Legal Ombudsman eyes major shake-up of rules to help tackle backlog

Davies: More balanced approach

Plans for major shake-up of the rules of the Legal Ombudsman (LeO), including reducing the time limit to bring complaints from six years to one, have been unveiled.

New powers to dismiss complaints earlier in the process are among the other recommendations.

The Office for Legal Complaints (OLC), LeO’s governing body, said the changes would provide the flexibility to resolve cases more quickly, against a background of complaints continuing to pile up at the start of the process.

LeO has been struggling for some years, with the growth of the pre-assessment pool – complaints accepted but not yet allocated to an investigator – the biggest problem.

Its draft 2022/23 business plan and budget predicted that the size of the pool would increase to 6,732 this March, rather than what had been an expected reduction below 5,000.

The expedited review of the scheme rules has identified several significant potential changes which have been put out for consultation.

The current requirement to bring a complaint within either six years of the act/omission or three years of the date of awareness was put in place to broadly mirror court time limits for contractual claims.

But LeO said it had “opened the door to complaints that cannot be properly investigated effectively due to the amount of time that has passed since the act or omission that was complained about”.

The new rule would change the limit to one year from the date of the act or omission being complained about, or one year from the date when the complainant should have realised there was cause for complaint.

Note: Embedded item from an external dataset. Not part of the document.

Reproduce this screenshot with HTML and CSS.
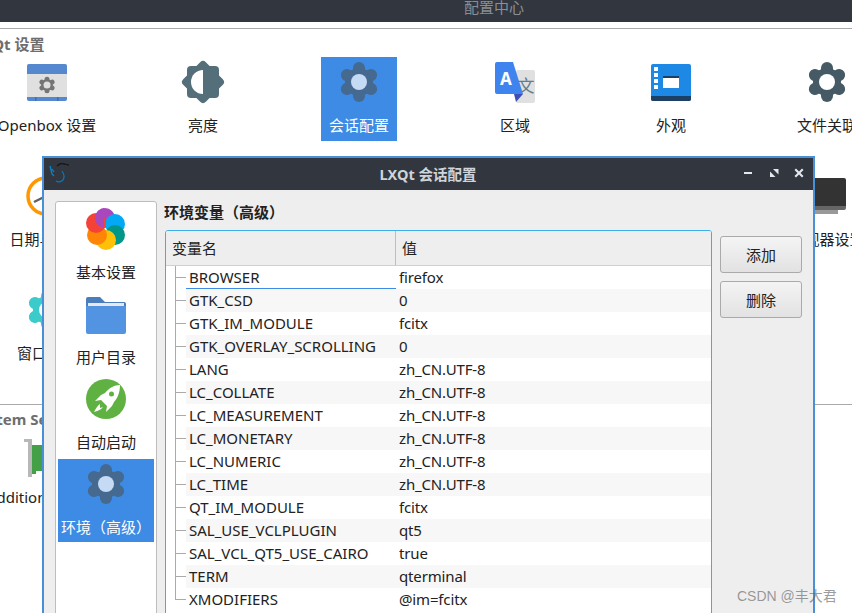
FILE: index.html
```html
<!DOCTYPE html>
<html lang="zh">
<head>
<meta charset="utf-8">
<title>配置中心</title>
<link rel="stylesheet" href="styles.css">
</head>
<body>
<svg class="defs" aria-hidden="true">
  <symbol id="gear" viewBox="0 0 48 48">
    <circle cx="24" cy="24" r="14"/>
    <rect x="18" y="4" width="12" height="40" rx="6"/>
    <rect x="18" y="4" width="12" height="40" rx="6" transform="rotate(60 24 24)"/>
    <rect x="18" y="4" width="12" height="40" rx="6" transform="rotate(120 24 24)"/>
  </symbol>
  <clipPath id="petal-clip"><rect x="0" y="0" width="22" height="24"/></clipPath>
</svg>
<div class="screen">
  <div class="topbar"><span class="topbar-title">配置中心</span></div>

  <section class="group">
    <h2 class="group-title group-title-qt">LXQt 设置</h2>
    <div class="tiles">
      <div class="tile">
        <svg class="icon" viewBox="0 0 48 48"><rect x="4" y="6" width="40" height="37" rx="2" fill="#e0e0e0"/><path d="M4 16V8a2 2 0 0 1 2-2h36a2 2 0 0 1 2 2v8z" fill="#5588cf"/><path d="M4 39h40v2a2 2 0 0 1-2 2H6a2 2 0 0 1-2-2z" fill="#5588cf"/><path d="M12 39h1.500v4H12zM34 39h1.500v4H34z" fill="#3f6fb0"/><g fill="#757575"><use href="#gear" x="14" y="17" width="20" height="20"/></g><circle cx="24" cy="27" r="3.500" fill="#e0e0e0"/></svg>
        <span class="label">Openbox 设置</span>
      </div>
      <div class="tile">
        <svg class="icon" viewBox="0 0 48 48"><g fill="#546e7a"><rect x="8" y="8" width="32" height="32" rx="4"/><rect x="8" y="8" width="32" height="32" rx="4" transform="rotate(45 24 24)"/></g><path d="M24 12a12 12 0 0 0 0 24z" fill="#fff"/></svg>
        <span class="label">亮度</span>
      </div>
      <div class="tile tile-on">
        <svg class="icon icon-gear-on"><use href="#gear"/><circle cx="24" cy="24" r="8"/></svg>
        <span class="label">会话配置</span>
      </div>
      <div class="tile">
        <svg class="icon" viewBox="0 0 48 48"><rect x="25" y="12" width="19" height="33" rx="2" fill="#e0e0e0"/><text x="35" y="34" class="glyph-wen">文</text><path d="M6 4h16l10 32H6a2 2 0 0 1-2-2V6a2 2 0 0 1 2-2z" fill="#3f84ee"/><path d="M23 36h9l-7 8z" fill="#3f4fb5"/><text x="15" y="27" class="glyph-a">A</text></svg>
        <span class="label">区域</span>
      </div>
      <div class="tile">
        <svg class="icon" viewBox="0 0 48 48"><rect x="4" y="6" width="40" height="37" rx="2" fill="#1e88e5"/><path d="M4 38h40v3a2 2 0 0 1-2 2H6a2 2 0 0 1-2-2z" fill="#1c3f66"/><path d="M7 9h4v4H7zM7 15h4v4H7zM7 21h4v4H7zM7 27h4v4H7z" fill="#fff"/><rect x="16" y="18" width="16" height="12" fill="#fff"/><rect x="16" y="18" width="16" height="2" fill="#1c3f66"/></svg>
        <span class="label">外观</span>
      </div>
      <div class="tile">
        <svg class="icon icon-gear-dark"><use href="#gear"/><circle cx="24" cy="24" r="8"/></svg>
        <span class="label">文件关联</span>
      </div>
      <div class="tile">
        <svg class="icon" viewBox="0 0 48 48"><circle cx="23" cy="24" r="18" fill="#fff" stroke="#ff9800" stroke-width="3.500"/><path d="M23 24l-12 6" stroke="#616161" stroke-width="2.500"/></svg>
        <span class="label">日期与时间</span>
      </div>
      <div class="tile"></div><div class="tile"></div><div class="tile"></div><div class="tile"></div>
      <div class="tile">
        <svg class="icon" viewBox="0 0 48 48"><path d="M3 6h38a2 2 0 0 1 2 2v26H3z" fill="#333"/><path d="M3 34h40v2a2 2 0 0 1-2 2H3z" fill="#666"/><rect x="3" y="38" width="32" height="4" fill="#999"/></svg>
        <span class="label">监视器设置</span>
      </div>
      <div class="tile">
        <svg class="icon icon-gear-teal"><use href="#gear"/><circle cx="24" cy="24" r="8"/></svg>
        <span class="label">窗口设置</span>
      </div>
    </div>
  </section>

  <section class="group group-system">
    <h2 class="group-title group-title-sys">System Settings</h2>
    <div class="tiles tiles-system">
      <div class="tile">
        <svg class="icon" viewBox="0 0 48 48"><path d="M1 9h8v38H5V12H1z" fill="#b8b8b8"/><path d="M9 15h32v26H13v3H9z" fill="#43a047"/></svg>
        <span class="label label-drivers">Additional Drivers</span>
      </div>
    </div>
  </section>

  <div class="dialog">
    <header class="dialog-bar">
      <svg class="bird" viewBox="0 0 20 22" fill="none"><path d="M1 3l2 8 2 2M3 6l2 3" stroke="#0a84c8" stroke-width="1.300"/><path d="M8 3c2-2 5-3 7-2 2 0 3 1 5 1" stroke="#14181d" stroke-width="1.300"/><path d="M13 8c2 3 3 6 1 9-2 2-5 2-7 1" stroke="#0a78b8" stroke-width="1.300"/></svg>
      <span class="dialog-title">LXQt 会话配置</span>
      <div class="win-buttons">
        <svg class="win-btn" viewBox="0 0 10 10"><path d="M1 4h8v2H1z"/></svg>
        <svg class="win-btn" viewBox="0 0 10 10"><path d="M4 1h5.500v5.500zM1 3.500L6.500 9H1z"/></svg>
        <svg class="win-btn" viewBox="0 0 10 10"><path d="M2 .5L5 3.500 8 .5 9.500 2 6.500 5 9.500 8 8 9.500 5 6.500 2 9.500.5 8 3.500 5 .5 2z"/></svg>
      </div>
    </header>
    <div class="dialog-body">
      <nav class="sidebar">
        <div class="tile">
          <svg class="icon" viewBox="0 0 48 48"><circle cx="23" cy="13" r="10" fill="#ab47bc"/><circle cx="33" cy="19" r="10" fill="#03a9f4"/><circle cx="33" cy="30" r="10" fill="#009688"/><circle cx="24" cy="35" r="10" fill="#ffc107"/><circle cx="15" cy="30" r="10" fill="#ff8506"/><circle cx="14" cy="18" r="10" fill="#f44336"/><circle cx="23" cy="13" r="10" fill="#ab47bc" clip-path="url(#petal-clip)"/></svg>
          <span class="label">基本设置</span>
        </div>
        <div class="tile">
          <svg class="icon" viewBox="0 0 48 48"><path d="M4 9a2 2 0 0 1 2-2h12l5 5h19a2 2 0 0 1 2 2v10H4z" fill="#4a7dbd"/><rect x="6" y="13" width="36" height="12" fill="#e8e8e8"/><path d="M4 16h40v26a2 2 0 0 1-2 2H6a2 2 0 0 1-2-2z" fill="#5294e2"/></svg>
          <span class="label">用户目录</span>
        </div>
        <div class="tile">
          <svg class="icon" viewBox="0 0 48 48"><circle cx="24" cy="24" r="20" fill="#5fb141"/><path d="M38 10C32 10 27 13 23 18L19 20 13 26 19 25 25 31 24 37 30 31 32 27C36 23 38 16 38 10z" fill="#fff"/><path d="M18 29c-3 2-5 6-6 8 3-1 7-2 9-5l-3 1z" fill="#fff"/><circle cx="29.500" cy="19" r="2.500" fill="#5fb141"/></svg>
          <span class="label">自动启动</span>
        </div>
        <div class="tile tile-on">
          <svg class="icon icon-gear-on"><use href="#gear"/><circle cx="24" cy="24" r="8"/></svg>
          <span class="label">环境（高级）</span>
        </div>
      </nav>
      <main class="main">
        <h1 class="main-title">环境变量（高级）</h1>
        <div class="table">
          <div class="thead"><div class="th th-name">变量名</div><div class="th">值</div></div>
          <div class="row"><span class="tree"></span><span class="name name-current">BROWSER</span><span class="value">firefox</span></div>
          <div class="row"><span class="tree"></span><span class="name">GTK_CSD</span><span class="value">0</span></div>
          <div class="row"><span class="tree"></span><span class="name">GTK_IM_MODULE</span><span class="value">fcitx</span></div>
          <div class="row"><span class="tree"></span><span class="name">GTK_OVERLAY_SCROLLING</span><span class="value">0</span></div>
          <div class="row"><span class="tree"></span><span class="name">LANG</span><span class="value">zh_CN.UTF-8</span></div>
          <div class="row"><span class="tree"></span><span class="name">LC_COLLATE</span><span class="value">zh_CN.UTF-8</span></div>
          <div class="row"><span class="tree"></span><span class="name">LC_MEASUREMENT</span><span class="value">zh_CN.UTF-8</span></div>
          <div class="row"><span class="tree"></span><span class="name">LC_MONETARY</span><span class="value">zh_CN.UTF-8</span></div>
          <div class="row"><span class="tree"></span><span class="name">LC_NUMERIC</span><span class="value">zh_CN.UTF-8</span></div>
          <div class="row"><span class="tree"></span><span class="name">LC_TIME</span><span class="value">zh_CN.UTF-8</span></div>
          <div class="row"><span class="tree"></span><span class="name">QT_IM_MODULE</span><span class="value">fcitx</span></div>
          <div class="row"><span class="tree"></span><span class="name">SAL_USE_VCLPLUGIN</span><span class="value">qt5</span></div>
          <div class="row"><span class="tree"></span><span class="name">SAL_VCL_QT5_USE_CAIRO</span><span class="value">true</span></div>
          <div class="row"><span class="tree"></span><span class="name">TERM</span><span class="value">qterminal</span></div>
          <div class="row"><span class="tree tree-last"></span><span class="name">XMODIFIERS</span><span class="value">@im=fcitx</span></div>
        </div>
      </main>
      <div class="actions">
        <button class="btn" type="button">添加</button>
        <button class="btn" type="button">删除</button>
      </div>
    </div>
  </div>

  <div class="watermark">CSDN @丰大君</div>
</div>
</body>
</html>
```

FILE: styles.css
```css
* { box-sizing: border-box; }
html, body { margin: 0; padding: 0; }
body {
  font-family: "Noto Sans", "Noto Sans CJK SC", sans-serif;
  font-size: 15px;
  color: #222;
  background: #fff;
}
.defs { position: absolute; width: 0; height: 0; }
.screen {
  position: relative;
  width: 852px;
  height: 613px;
  overflow: hidden;
  background: #fff;
}
.topbar {
  height: 22px;
  background: #31363f;
  margin-bottom: 6px;
  overflow: hidden;
  display: flex;
  justify-content: flex-end;
}
.topbar-title {
  width: 388px;
  margin-top: -3px;
  line-height: 20px;
  color: #8b8e94;
}
.group { border-top: 1px solid #aaa; padding-top: 5px; }
.group-system { margin-top: 5px; padding-top: 4px; }
.group-title {
  margin: 0;
  font-size: 15px;
  line-height: 20px;
  font-weight: 700;
  color: #6e6e6e;
  white-space: nowrap;
}
.group-title-qt { margin-left: -26px; }
.group-title-sys { margin-left: -28px; }
.tiles {
  display: grid;
  grid-template-columns: repeat(6, 156px);
  grid-auto-rows: 114px;
  justify-items: center;
  margin: 3px 0 0 -31px;
}
.tiles-system { margin-top: 0; }
.tile {
  width: 76px;
  height: 84px;
  display: flex;
  flex-direction: column;
  align-items: center;
}
.icon {
  flex: none;
  width: 48px;
  height: 48px;
  margin-top: 1px;
}
.label {
  margin-top: 9px;
  line-height: 20px;
  white-space: nowrap;
}
.label-drivers { margin-left: 6px; }
.tile-on { background: #3d8be5; color: #fff; }
.icon-gear-on { fill: #46698f; }
.icon-gear-on circle { fill: #c5daf5; }
.icon-gear-dark { fill: #455a64; }
.icon-gear-dark circle { fill: #fff; }
.icon-gear-teal { fill: #3ccbcb; }
.icon-gear-teal circle { fill: #fff; }
.glyph-wen { font-size: 17px; fill: #5f7d8c; text-anchor: middle; }
.glyph-a { font-size: 17px; font-weight: 700; fill: #fff; text-anchor: middle; }

.dialog {
  position: absolute;
  left: 42px;
  top: 156px;
  width: 773px;
  height: 470px;
  border: 2px solid #4a90d9;
  background: #eee;
  display: flex;
  flex-direction: column;
}
.dialog-bar {
  flex: none;
  height: 32px;
  background: #31363f;
  display: grid;
  grid-template-columns: 1fr auto 1fr;
  align-items: center;
  padding: 0 9px 0 5px;
}
.bird { width: 20px; height: 22px; }
.dialog-title {
  color: #cfd3da;
  font-size: 14.500px;
  font-weight: 700;
  line-height: 20px;
  margin-left: 3px;
}
.win-buttons {
  display: flex;
  gap: 15.500px;
  justify-content: flex-end;
  margin-top: -2px;
}
.win-btn { flex: none; width: 10px; height: 10px; fill: #e4e7ec; }
.dialog-body {
  flex: 1;
  display: flex;
  align-items: flex-start;
  padding: 11px 0 0 11px;
}
.sidebar {
  flex: none;
  width: 102px;
  height: 500px;
  background: #fff;
  border: 1px solid #bdbdbd;
  border-radius: 3px;
  padding: 2px;
  display: flex;
  flex-direction: column;
  align-items: stretch;
  gap: 2px;
}
.sidebar .tile { width: 96px; height: 83px; }
.main { flex: none; width: 548px; margin-left: 7px; }
.main-title {
  margin: 1px 0 8px;
  font-size: 15px;
  line-height: 20px;
  font-weight: 700;
  color: #222;
}
.table {
  margin-left: 1px;
  width: 547px;
  height: 500px;
  background: #fff;
  border: 1px solid #3daee9;
  border-radius: 3px;
}
.thead {
  display: flex;
  height: 35px;
  background: #eee;
  border-bottom: 1px solid #cfcfcf;
  border-radius: 2px 2px 0 0;
}
.th { padding-left: 6px; line-height: 35px; flex: 1; }
.th-name {
  flex: none;
  width: 230px;
  border-right: 1px solid #bdbdbd;
}
.row { display: flex; height: 23px; line-height: 23px; }
.tree {
  flex: none;
  width: 20px;
  background-color: #fff;
  background-image: linear-gradient(#aaa, #aaa), linear-gradient(#aaa, #aaa);
  background-repeat: no-repeat;
  background-position: 9px 0, 10px 11px;
  background-size: 1px 100%, 10px 1px;
}
.tree-last { background-size: 1px 12px, 10px 1px; }
.name { flex: none; width: 210px; padding-left: 3px; }
.name-current { border-bottom: 1px solid #3d8be5; line-height: 22px; }
.value { flex: 1; padding-left: 3px; letter-spacing: -.15px; }
.row:nth-child(odd) .name, .row:nth-child(odd) .value { background: #f7f7f7; }
.actions {
  flex: none;
  display: flex;
  flex-direction: column;
  gap: 8px;
  width: 82px;
  margin: 35px 0 0 8px;
}
.btn {
  height: 37px;
  padding: 0;
  font: inherit;
  color: #222;
  border: 1px solid #aaa;
  border-radius: 3px;
  background: linear-gradient(#f4f4f4, #e2e2e2);
}
.watermark {
  position: absolute;
  left: 737px;
  top: 586px;
  font-family: "Liberation Sans", "Noto Sans CJK SC", sans-serif;
  font-size: 14px;
  line-height: 20px;
  color: rgba(90, 90, 90, .6);
}
```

Around 30% of complaints received in the last year could have fallen outside of this new limit, although there would be discretion to extend it if fair and reasonable to do so – such as a client not wanting to raise a complaint whilst their matter was ongoing.

The consultation said it was evident in some cases that there was little, if any, benefit in progressing to a full investigation. But the current rules say an ombudsman can only dismiss or discontinue a complaint after it has been accepted for investigation.

An ombudsman is currently asked to exercise their discretion to do so in around one in seven cases, a request approved 80% of the time.

The proposed new rule would allow an ombudsman to exercise their discretion, if fair and reasonable to do so, without the need to first accept it for investigation.

“Although the Legal Ombudsman accepts that some complainants will be unhappy to have their complaint dismissed so early in the process, from a customer experience perspective we consider there to be significant benefit in being able to provide a realistic assessment of the likely outcome of an investigation at the earliest possible opportunity.”

The ombudsman can currently exercise their discretion where satisfied the complainant has not suffered any financial loss, distress, inconvenience, or other detriment. The consultation proposed qualifying this threshold with the word ‘significant’, to introduce the principle of proportionality.

The OLC also wants to extend the rule that allows an ombudsman to dismiss a complaint if satisfied the complainant has rejected a fair and reasonable offer made during the lawyer’s internal complaints procedure, to cases where a complainant has rejected a reasonable revised offer made during the LeO investigation.

Another change would permit LeO to dismiss a complaint where its nature and scope, the volume of evidence, or the complainant’s conduct “is such that it would be disproportionate for an investigation to be carried out”.

The consultation explained: “The proposed new rule would only apply to a small number of complaints but those cases would be ones which are considered to be unreasonably, or unmanageably imposing and would absorb so much time and resource that it could be considered a disproportionate use of resource to investigate them.”

A further reform would allow LeO to dismiss a complaint if there has been undue delay on the part of the complainant; this would assist with cases where complainants sought to add issues they had not raised originally with their lawyer.

Around 40% of complaints are ultimately referred to an ombudsman to make a formal decision – a figure far higher than other ombudsman schemes. The final decision mirrors that the investigator’s recommendation in around 80% of cases and the OLC wants the power to delegate this decision-making.

While full delegation requires a change to the Legal Services Act, in the meantime the consultation proposed a new rule to enable an ombudsman to conclude that a final decision was not needed on a case if no substantive issues (such as an error in fact or law, or additional new evidence) have been raised in response to the investigator’s findings.

Such a case would be deemed to have been resolved by the investigator’s findings, but the ombudsman would have the discretion to pass a case for final decision anyway if, for example, there were vulnerability issues or there was significant public interest.

Service providers are currently charged £400 per case that reaches LeO, irrespective of how, or at what stage in its process, the complaint is resolved.

Though changing this would be a more involved process that required the approval of the Lord Chancellor, the consultation asked if there was any appetite for it to develop an alternative case fee structure that would motivate service providers to try to resolve complaints as early as possible in the LeO process.

OLC chair Elisabeth Davies said: “This important and necessary consultation is about removing obstacles to delivering improvements for customers.

“We want to be sure that the proposals we have outlined allow the Legal Ombudsman to achieve a more balanced approach to the resolution of complaints, whilst retaining the core benefit of accessing independent and fair legal redress.”

The consultation closes on 13 April.